Rabbi Yosef Yitzchak Schneersohn, the sixth in line in the chain of Chabad rebbes, was on their list, simply because he refused to cease his religious leadership and activism–an act that was deemed by the Bolshevik officials to be counter-revolutionary. Indeed, this was his seventh arrest–yet unquestionably his most perilous.The rabbi proved no easy customer for his interrogators

He was taken from his home at 2:45 AM and driven the few short blocks to Spalerno. The story of his brutal interrogation and the series of miraculous and heroic interventions by which he was eventually released is well known.

The rabbi proved no easy customer for his interrogators. From the start, he resolved not to assign them any authority over him. He responded to their questions only in Yiddish and ignored all their commands. In his words, “I took a tough stance with them, and it cost me my health.”

The word “dignity” does not do justice. Upon entering the interrogation chamber, he stood tall and proclaimed in calculated astonishment, “This is the first time I enter a home and no one gets up from their seat.”

“Do you know where you are?” they asked him.

“Certainly,” he replied. “I am in a place that does not require a mezuzah, similar to a lavatory or a barn.”30

As you can imagine, as much as they tried, by all their demonic means, there was no forced confession forthcoming.

Yet the mention of the mezuzah requires some pause. What exactly was the rabbi’s point? If these henchmen truly had no significance for him, why bother noting how unimpressed he was with the environs in which they met? What need was there to instruct such people in the laws of mezuzah?

The rabbi’s son-in-law, Rabbi Menachem M. Schneerson, asked these questions, and provided the following interpretation:31

True, you can't nail up a mezuzah in a prison. A mezuzah belongs on the door of your home or of any place in which you wish to dwell. The entire meaning of a prison, on the other hand, is that it is a place where you don't wish to dwell—otherwise, the very same edifice would not be a prison.
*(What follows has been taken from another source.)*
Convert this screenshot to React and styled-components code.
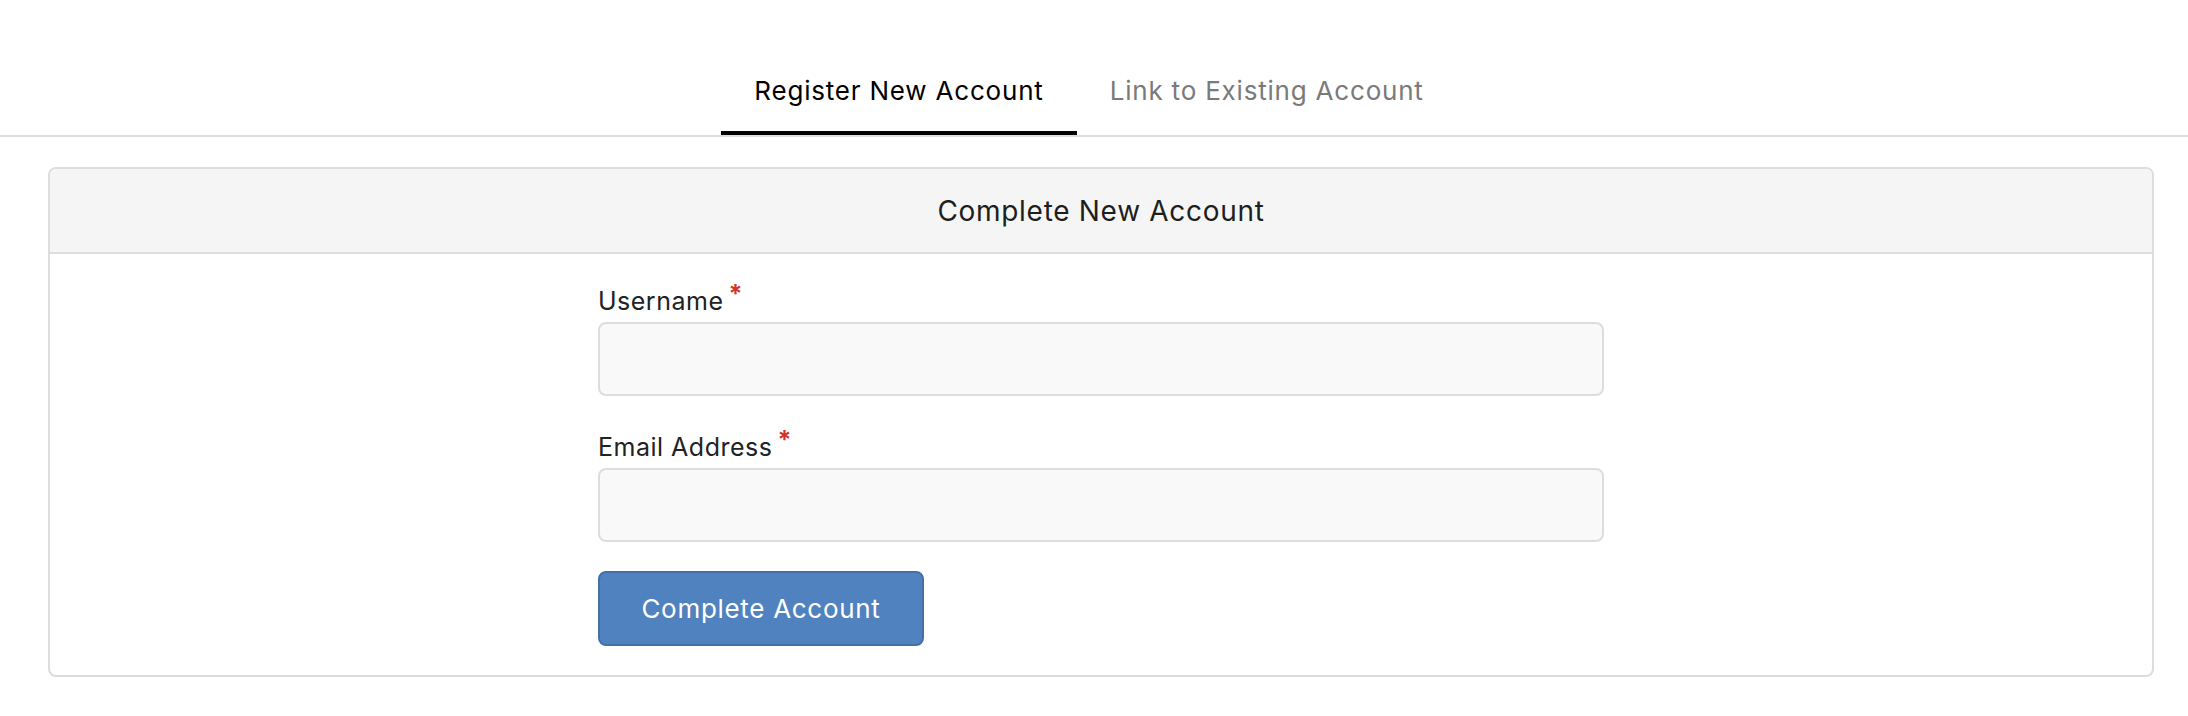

But, nevertheless, even in such a place the mezuzah can have its effect. How?

Simply by discussing the relationship of this place to the mitzvah of mezuzah, this particular prison was in some way transformed. In a backdoor, inverted way, the light of the mezuzah had made its way into the inferno of Spalerno. It became no longer just a prison. It became a detail in a commentary to a mitzvah.

And indeed the commentary is not as simple as it seems: A lavatory is a place where you are not permitted to post a mezuzah—because bringing it there would be a dishonor to the sanctity of the scroll. A barn does not require a mezuzah, since it's a home for animals, not people. To which was the rabbi comparing the prison? Perhaps to both? Alternatively, perhaps the barn, as some suggest, is also not a permitted place for a sacred scroll.

At any rate, the essential point is empowering: If even in the hell of Spalerno one could bring the divine energy of a mezuzah with a few words of Torah, then certainly there couldn't be any place on earth in which we are not empowered to reveal the divine—as long as we have the dignity and the courage to do so.

Based on Likutei Sichot, vol. 19, Ekev 5.